Rule 3: Open Loops Beat Constant Payoffs
Pacing isn't only visual — it's informational. The strongest retention device is the open loop: promising something specific that hasn't arrived yet.
- "The third one is the one nobody does." (Now they wait for the third one.)
- "This works — but there's a catch I'll get to."
- "Before I show the result, you need to see what it looked like before."
Structure a 45-second video as 2-3 nested promises, and close the biggest loop in the final five seconds. Viewers stay because leaving mid-loop feels like walking out of a movie before the reveal. One warning: the payoff has to be real. Opening loops you don't close is how you train an audience to distrust your hooks.

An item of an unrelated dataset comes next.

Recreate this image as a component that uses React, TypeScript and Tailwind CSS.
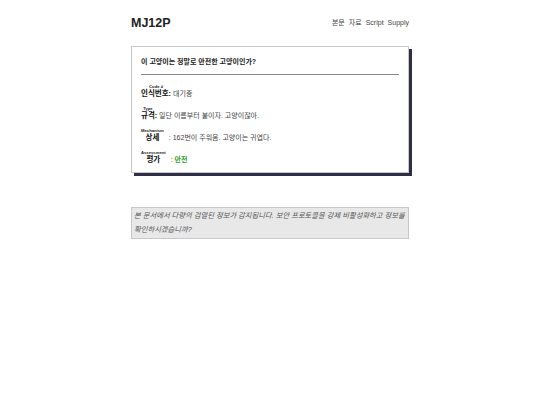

Rule 4: Front-Load, Then Re-Hook at the Midpoint
Short-form structure is not intro → body → conclusion. It's payoff → payoff → payoff. Deliver the first piece of real value by second five — not context, not "before we start," actual substance. Context can come after the viewer is invested, or often never.
Then plan a deliberate re-hook near the midpoint, where slope-shaped drop-off accelerates: a pattern interrupt ("okay but here's where it gets weird"), a visual change of scene, or the opening of your biggest loop. Think of a 60-second video as two 30-second videos, each needing its own hook.
Rule 5: Match Pace to Content, Not to Trends
Fast isn't always right. Aesthetic, ambient, and storytelling content can hold attention with slower rhythms — but slow pacing must be a choice the viewer can feel, with intentional composition and sound design doing the retention work that cuts would otherwise do. The failure mode isn't "slow"; it's unintentional — pauses that exist because nobody edited them out.
The test for any second of your video: is this moment here on purpose? If yes, any pace works. If it's there because trimming felt like effort, it's costing you viewers.
A 20-Minute Practice Drill
Take your most recent video and re-edit it with three constraints: nothing on screen stays unchanged longer than 3 seconds, every pause over 0.3 seconds is cut, and one open loop is added in the first 10 seconds. Post it two weeks later (different cover, slightly different caption) and compare retention curves.
Most creators who run this experiment never go back to their old rhythm. The content was never the problem — the dead air was.